Last updated:
ID:
1150959
Start date:
4 March 2026
Project status:
Current
Principal investigator:
Dr Jian Carrot-Zhang
Lead institution:
Memorial Sloan Kettering Cancer Center, United States of America

Allostatic load is a composite measure of multisystem physiological stress and has been linked to chronic disease, accelerated aging and mortality. Recent analyses in clinical cancer cohorts have shown that cancer modulated allostatic load, derived from longitudinal biomarker trajectories, is associated with overall survival and with specific genomic features in certain tumor types including non small cell lung cancer. The goal of this project is to investigate whether similar relationships can be observed in a large population cohort and to evaluate how chronic physiological stress relates to cancer incidence, progression and mortality at population scale.

The objectives are to measure allostatic load using biomarker panels available in UK Biobank, model longitudinal stress trajectories when repeated biomarkers are available and evaluate associations with incident cancer, cancer specific mortality and all cause mortality.
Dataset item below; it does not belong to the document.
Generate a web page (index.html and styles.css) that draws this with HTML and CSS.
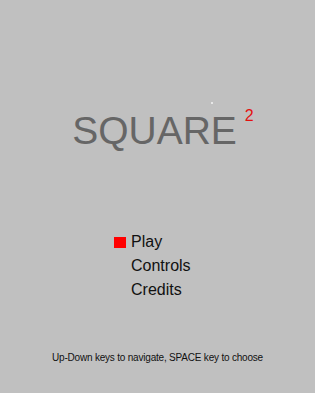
FILE: index.html
```html
<!DOCTYPE html>
<html lang="en">
<head>
  <meta charset="UTF-8">
  <meta name="viewport" content="width=device-width,initial-scale=1.0">
  <title>Square 2</title>
  <link rel="stylesheet" href="styles.css">
</head>
<body>
    <div class="screen">
        <div class="spark"></div>
        <div class="title">SQUARE<span class="sup">2</span></div>

        <ul class="menu">
            <li class="item selected"><span class="marker"></span>Play</li>
            <li class="item"><span class="marker"></span>Controls</li>
            <li class="item"><span class="marker"></span>Credits</li>
        </ul>

        <div class="help">Up-Down keys to navigate, SPACE key to choose</div>
    </div>
</body>
</html>
```

FILE: styles.css
```css
    html, body {
        margin: 0;
        height: 100%;
    }
    body {
        background-color: #c0c0c0;
        font-family: "Liberation Sans", Arial, sans-serif;
    }
    .screen {
        position: relative;
        display: flex;
        flex-flow: column;
        height: 100%;
    }
    .spark {
        position: absolute;
        left: 211px;
        top: 102px;
        width: 2px;
        height: 2px;
        border-radius: 50%;
        background-color: #f4f4f4;
    }
    .title {
        margin-top: 107px;
        text-align: center;
        font-size: 39px;
        line-height: 48px;
        color: #666;
        position: relative;
        left: -3px;
    }
    .title .sup {
        position: absolute;
        margin-left: 8px;
        margin-top: -1px;
        font-size: 16px;
        line-height: 20px;
        color: #e41010;
    }
    .menu {
        list-style: none;
        margin: 75px 0 0 0;
        padding: 0 0 0 114px;
    }
    .menu .item {
        display: flex;
        align-items: center;
        font-size: 16px;
        line-height: 24px;
        color: #111;
    }
    .menu .marker {
        width: 12px;
        height: 11px;
        margin-right: 5px;
        margin-top: 1px;
    }
    .menu .selected .marker {
        background-color: #f00;
    }
    .help {
        margin-top: 49px;
        text-align: center;
        font-size: 10px;
        line-height: 14px;
        letter-spacing: -0.2px;
        color: #111;
    }
```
We will examine whether germline variation in genomic regions related to lung cancer risk including the EGFR, KRAS and STK11 loci modifies the relationship between allostatic load and cancer outcomes. Additional analyses will include mediation models incorporating lifestyle, comorbidity burden and socioeconomic factors.

This work aims to clarify how chronic physiological stress interacts with inherited genomic variation to influence cancer onset and prognosis. The findings may improve risk prediction and support the development of integrated biomarkers for early identification of high risk individuals in the general population.